Indeed, AB 288 anticipates preemption concerns by stating that while the state "recognizes that it cannot take away rights granted to employees under the NLRA, California also recognizes that existing federal law cannot prevent it from doing its part to enforce and further the rights recognized by the NLRA." The California Legislature's analysis of AB 288 also specifically flagged preemption as an enforcement concern.
There are material differences between the NLRA and AB 288, which goes even further than New York's "NLRB Trigger Bill" in expanding labor rights, such that California's legislation may be especially vulnerable to preemption. For example, AB 288 empowers PERB to issue civil monetary penalties of $1,000 against employers per labor-law violation and order parties to submit to mandatory arbitration to complete a CBA after more than six months of negotiations.

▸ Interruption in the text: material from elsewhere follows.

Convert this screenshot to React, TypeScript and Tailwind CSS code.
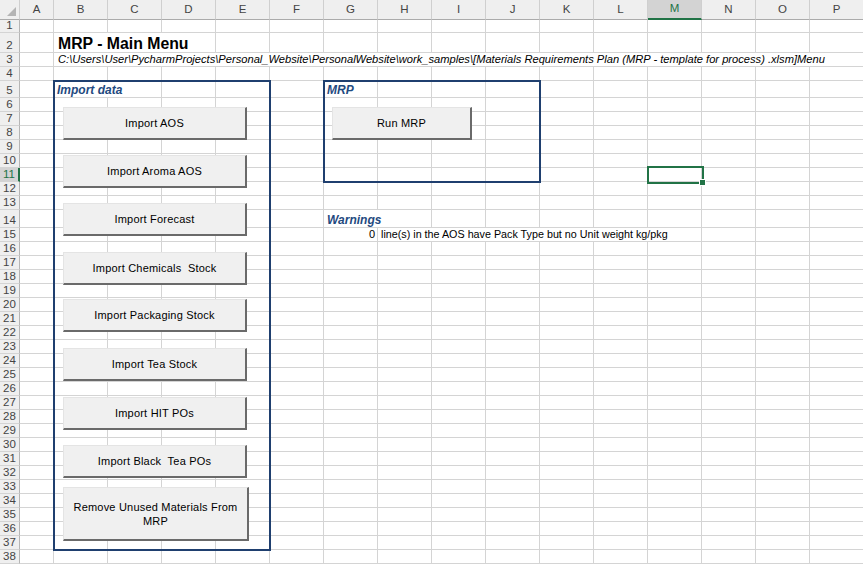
import type { ReactNode } from 'react';

const COLS = 'ABCDEFGHIJKLMNOP'.split('');
const ROWS = Array.from({ length: 38 }, (_, i) => i + 1);

type Seg = { span: 1 | 2 | 3 | 6 | 15; node?: ReactNode; cls?: string };

const SPAN: Record<Seg['span'], string> = {
    1: '',
    2: 'col-span-2',
    3: 'col-span-3',
    6: 'col-span-6',
    15: 'col-span-15',
};

const blanks = (n: number): Seg[] => Array.from({ length: n }, () => ({ span: 1 }));

const heading = 'text-[12px] leading-[13px] font-bold italic text-[#1f4a80] pl-[3px]';

const SPECIAL: Record<number, Seg[]> = {
    2: [
        { span: 1 },
        { span: 3, node: 'MRP - Main Menu', cls: 'text-[15.8px] leading-[16px] font-bold text-black pl-[4px]' },
        ...blanks(12),
    ],
    3: [
        { span: 1 },
        {
            span: 15,
            node: 'C:\\Users\\User\\PycharmProjects\\Personal_Website\\PersonalWebsite\\work_samples\\[Materials Requirements Plan (MRP - template for process) .xlsm]Menu',
            cls: 'text-[11.15px] leading-[13px] italic text-black pl-[4px]',
        },
    ],
    5: [{ span: 1 }, { span: 2, node: 'Import data', cls: heading }, ...blanks(3), { span: 1, node: 'MRP', cls: heading }, ...blanks(9)],
    14: [...blanks(6), { span: 2, node: 'Warnings', cls: heading }, ...blanks(8)],
    15: [
        ...blanks(6),
        { span: 1, node: '0', cls: 'text-[11px] leading-[13px] justify-end pr-[2px] text-black' },
        { span: 6, node: 'line(s) in the AOS have Pack Type but no Unit weight kg/pkg', cls: 'text-[10.75px] leading-[13px] pl-[3px] text-black' },
        ...blanks(3),
    ],
};

const IMPORTS = [
    { label: 'Import AOS', cls: 'w-[184px] h-[33px]' },
    { label: 'Import Aroma AOS', cls: 'w-[184px] h-[33px] mt-[15px]' },
    { label: 'Import Forecast', cls: 'w-[184px] h-[33px] mt-[15px]' },
    { label: 'Import Chemicals  Stock', cls: 'w-[184px] h-[33px] mt-[16px]' },
    { label: 'Import Packaging Stock', cls: 'w-[184px] h-[33px] mt-[14px]' },
    { label: 'Import Tea Stock', cls: 'w-[184px] h-[33px] mt-[16px]' },
    { label: 'Import HIT POs', cls: 'w-[184px] h-[33px] mt-[16px]' },
    { label: 'Import Black  Tea POs', cls: 'w-[184px] h-[33px] mt-[15px]' },
    { label: 'Remove Unused Materials From MRP', cls: 'w-[186px] h-[54px] mt-[9px] px-[4px]' },
];

function SheetButton({ label, className = '' }: { label: string; className?: string }) {
    return (
        <div
            className={`flex items-center justify-center whitespace-pre-wrap border-t border-l border-r-2 border-b-2 border-t-[#e4e4e4] border-l-[#e4e4e4] border-r-[#6a6a6a] border-b-[#6a6a6a] bg-[#f0f0f0] text-center text-[11px] leading-[14px] tracking-[0.2px] text-black ${className}`}
        >
            {label}
        </div>
    );
}

function SheetRow({ row }: { row: number }) {
    const segs = SPECIAL[row] ?? blanks(16);
    const selected = row === 11;
    return (
        <>
            <div
                className={`flex items-end justify-center pb-px text-[11.5px] leading-[12px] border-b border-b-[#d4d4d4] ${
                    selected
                        ? 'bg-[#d3d3d3] text-[#217346] border-r-2 border-r-[#217346]'
                        : 'bg-[#efefef] text-[#444] border-r border-r-[#b5b5b5]'
                }`}
            >
                {row}
            </div>
            {segs.map((s, i) => (
                <div
                    key={i}
                    className={`flex items-end overflow-hidden whitespace-nowrap border-r border-b border-[#d4d4d4] ${SPAN[s.span]} ${s.cls ?? ''}`}
                >
                    {s.node}
                </div>
            ))}
        </>
    );
}

const TEMPLATE =
    'grid grid-cols-[20px_34px_repeat(15,54px)] grid-rows-[20px_13px_20px_14px_14px_17px_repeat(8,14px)_18px_repeat(24,14px)]';

export default function App() {
    return (
        <div className="relative h-[564px] w-[863px] overflow-hidden bg-white font-['Liberation_Sans',Arial,sans-serif]">
            <div className={TEMPLATE}>
                <div className="relative border-r border-b border-r-[#cfcfcf] border-b-[#ababab] bg-[#efefef]">
                    <svg className="absolute right-[3px] bottom-[3px]" width="9" height="9" viewBox="0 0 9 9">
                        <path d="M9 0V9H0Z" fill="#b4b4b4" />
                    </svg>
                </div>
                {COLS.map((c) => (
                    <div
                        key={c}
                        className={`flex items-center justify-center text-[11.5px] border-r border-r-[#cfcfcf] ${
                            c === 'M'
                                ? 'bg-[#d3d3d3] text-[#217346] border-b-2 border-b-[#217346]'
                                : 'bg-[#efefef] text-[#444] border-b border-b-[#ababab]'
                        }`}
                    >
                        {c}
                    </div>
                ))}
                {ROWS.map((r) => (
                    <SheetRow key={r} row={r} />
                ))}
            </div>

            {/* drawing layer: cell borders, form buttons, selection */}
            <div className={`pointer-events-none absolute inset-0 ${TEMPLATE}`}>
                <div className="col-start-3 col-end-7 row-start-6 row-end-39 -m-px flex flex-col items-start border-2 border-[#1f3f6f] pt-[25px] pl-[8px]">
                    {IMPORTS.map((b) => (
                        <SheetButton key={b.label} label={b.label} className={b.cls} />
                    ))}
                </div>
                <div className="col-start-8 col-end-12 row-start-6 row-end-13 -m-px flex flex-col items-start border-2 border-[#1f3f6f] pt-[25px] pl-[7px]">
                    <SheetButton label="Run MRP" className="h-[33px] w-[140px]" />
                </div>
                <div className="relative col-start-14 row-start-12 -mt-[2px] -mr-[2px] -mb-[2px] -ml-px border-2 border-[#217346]">
                    <div className="absolute right-[-4px] bottom-[-4px] h-[7px] w-[7px] border border-white bg-[#217346]" />
                </div>
            </div>
        </div>
    );
}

By contrast, the NLRB may only order make-whole relief (e.g., reinstatement, backpay, notice posting, bargaining order) and cannot compel parties to submit to binding arbitration during CBA negotiations. Unlike PERB, the NLRB cannot issue injunctions to prevent potential labor-law violators on its own — it must first go to federal court.
Nevertheless, AB 288 permits PERB to "rely on its own decisions and precedent under the National Labor Relations Act, and shall do so in a manner that most expansively effectuates the rights guaranteed under this section."
Given the material differences between the NLRA and AB 288, the NLRB will likely sue California to stop enforcement of the state law — the Board has already sued New York this month to stop that state's analogous legislation. Employers may also sue California, just as Amazon has already sued New York after being hit with what may be the first unfair labor practice charge under the Empire State's newly empowered PERB.
The California Legislature presented the bipartisan legislation to Governor Newsom on September 22 and was backed by the state's labor unions. In 2024, 14.5 percent of California workers were unionized, compared to 9.9 percent of workers nationwide, according to the Bureau of Labor Statistics.
Other relatively union-dense states, such as Massachusetts, are also considering analogous bills to California's and New York's and will likely face similar legal challenges should they enact such legislation.
We will continue monitoring the growing trend of states attempting to circumvent federal labor law and cover any related developments.